One very simplistic approach says to split the two elements 50 : 50 (!). Another approach says to use benchmarking from bundled agreements where both the royalty rates for both elements are disclosed separately. IPSCIO proposes one (!) license agreement in the dairy sector dated 2002 to justify this approach. Accordingly, the royalty rates in this agreement were 1.5% on refrigerated products, and 3.0% on shelf-stable products. IPSCIO’s conclusion is that 50% of the royalty rate on self-stable products (the percentage above the 1.5% on refrigerated products) is for technology (the aseptic packaging), and 50% for the trademark, and to use this split as a “general rule of split” in bundled agreements. IPSCIO errs.

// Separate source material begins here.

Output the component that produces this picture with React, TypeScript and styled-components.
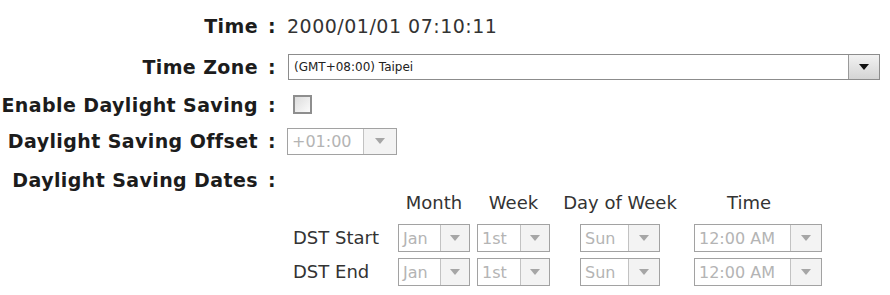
import styled, { createGlobalStyle } from 'styled-components';

const GlobalStyle = createGlobalStyle`
  body {
    margin: 0;
    background: #ffffff;
    font-family: "DejaVu Sans", "Liberation Sans", sans-serif;
  }
`;

const Form = styled.div`
  display: flex;
  flex-direction: column;
  width: 890px;
  padding-top: 6px;
`;

const Row = styled.div<{ $h: number; $top?: boolean }>`
  display: flex;
  align-items: ${p => (p.$top ? 'flex-start' : 'center')};
  height: ${p => p.$h}px;
`;

const Label = styled.div<{ $mt?: number }>`
  display: flex;
  flex-shrink: 0;
  margin-top: ${p => p.$mt ?? 0}px;
  font-size: 19px;
  font-weight: bold;
  line-height: 24px;
  color: #1c1c1c;
  white-space: nowrap;
`;

const LabelText = styled.span`
  width: 258px;
  text-align: right;
  letter-spacing: 0.4px;
`;

const Colon = styled.span`
  width: 29px;
  padding-left: 10px;
  box-sizing: border-box;
`;

const ValueText = styled.span`
  font-size: 19px;
  line-height: 24px;
  letter-spacing: 0.5px;
  color: #333;
`;

const SelectBox = styled.div<{ $w: number; $h: number; $disabled?: boolean }>`
  display: flex;
  box-sizing: border-box;
  width: ${p => p.$w}px;
  height: ${p => p.$h}px;
  border: 1px solid ${p => (p.$disabled ? '#a2a2a2' : '#8c8c8c')};
  background: #fff;
  margin-left: ${p => (p.$disabled ? 0 : 1)}px;
`;

const SelectText = styled.span<{ $small?: boolean; $disabled?: boolean }>`
  flex: 1;
  display: flex;
  align-items: center;
  padding-left: ${p => (p.$small ? 5 : 4)}px;
  font-size: ${p => (p.$small ? 12 : 16)}px;
  color: ${p => (p.$disabled ? '#b4b4b4' : '#222')};
  white-space: nowrap;
  overflow: hidden;
`;

const ArrowButton = styled.span<{ $w: number; $disabled?: boolean }>`
  display: flex;
  align-items: center;
  justify-content: center;
  width: ${p => p.$w}px;
  border-left: 1px solid ${p => (p.$disabled ? '#c2c2c2' : '#9a9a9a')};
  background: ${p =>
    p.$disabled ? '#f3f3f3' : 'linear-gradient(#f2f2f2, #d4d4d4)'};
`;

const Triangle = styled.span<{ $disabled?: boolean }>`
  width: 0;
  height: 0;
  border-left: 5px solid transparent;
  border-right: 5px solid transparent;
  border-top: 6px solid ${p => (p.$disabled ? '#a6a6a6' : '#111')};
`;

const CheckBox = styled.span`
  display: block;
  box-sizing: border-box;
  width: 19px;
  height: 19px;
  margin-left: 6px;
  border: 2px solid #8e8e8e;
  background: linear-gradient(135deg, #dcdcdc, #fbfbfb);
`;

const DstTable = styled.div`
  display: grid;
  grid-template-columns: 98px 72px 73px 126px 136px;
  grid-template-rows: 30px 34px 34px;
  column-gap: 7px;
  margin-left: 6px;
  padding-top: 31px;
  font-size: 18px;
  color: #333;
`;

const HeadCell = styled.span<{ $shift?: number }>`
  align-self: start;
  justify-self: center;
  margin-right: ${p => p.$shift ?? 0}px;
  line-height: 24px;
`;

const RowLabel = styled.span`
  align-self: center;
  line-height: 24px;
  white-space: nowrap;
`;

const Cell = styled.span<{ $center?: boolean }>`
  align-self: center;
  justify-self: ${p => (p.$center ? 'center' : 'start')};
`;

type SelectProps = {
  value: string;
  width: number;
  height: number;
  arrow: number;
  disabled?: boolean;
  small?: boolean;
};

const Select = ({ value, width, height, arrow, disabled, small }: SelectProps) => (
  <SelectBox $w={width} $h={height} $disabled={disabled}>
    <SelectText $small={small} $disabled={disabled}>
      {value}
    </SelectText>
    <ArrowButton $w={arrow} $disabled={disabled}>
      <Triangle $disabled={disabled} />
    </ArrowButton>
  </SelectBox>
);

const Field = ({ label, mt }: { label: string; mt?: number }) => (
  <Label $mt={mt}>
    <LabelText>{label}</LabelText>
    <Colon>:</Colon>
  </Label>
);

const dstRows = ['DST Start', 'DST End'];

const App = () => {
  return (
    <>
      <GlobalStyle />
      <Form>
        <Row $h={40}>
          <Field label="Time" />
          <ValueText>2000/01/01 07:10:11</ValueText>
        </Row>
        <Row $h={41}>
          <Field label="Time Zone" />
          <Select value="(GMT+08:00) Taipei" width={592} height={26} arrow={30} small />
        </Row>
        <Row $h={35}>
          <Field label="Enable Daylight Saving" />
          <CheckBox />
        </Row>
        <Row $h={38}>
          <Field label="Daylight Saving Offset" />
          <Select value="+01:00" width={110} height={27} arrow={32} disabled />
        </Row>
        <Row $h={130} $top>
          <Field label="Daylight Saving Dates" mt={8} />
          <DstTable>
            <span />
            <HeadCell>Month</HeadCell>
            <HeadCell>Week</HeadCell>
            <HeadCell>Day of Week</HeadCell>
            <HeadCell $shift={18}>Time</HeadCell>
            {dstRows.map(name => [
              <RowLabel key={name + '-l'}>{name}</RowLabel>,
              <Cell key={name + '-m'}>
                <Select value="Jan" width={72} height={28} arrow={28} disabled />
              </Cell>,
              <Cell key={name + '-w'}>
                <Select value="1st" width={73} height={28} arrow={28} disabled />
              </Cell>,
              <Cell key={name + '-d'} $center>
                <Select value="Sun" width={80} height={28} arrow={30} disabled />
              </Cell>,
              <Cell key={name + '-t'} $center>
                <Select value="12:00 AM" width={128} height={28} arrow={30} disabled />
              </Cell>,
            ])}
          </DstTable>
        </Row>
      </Form>
    </>
  );
};

export default App;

Firstly, making this conclusion from just on sample case is rather bold. And we know well enough from the profit split rule of thumb (Uniloc decision) that such simplifications do not hold before court. Secondly, IPSCIO does not interprete the license agreement properly. The agreement does not include technology, only trademarks. The higher royalty rate for shelf-stable products is the result of higher profitability in this category.

MARKABLES suggests to use the unbundling approach with utmost care, and certainly not based on simplistic rules of thumb.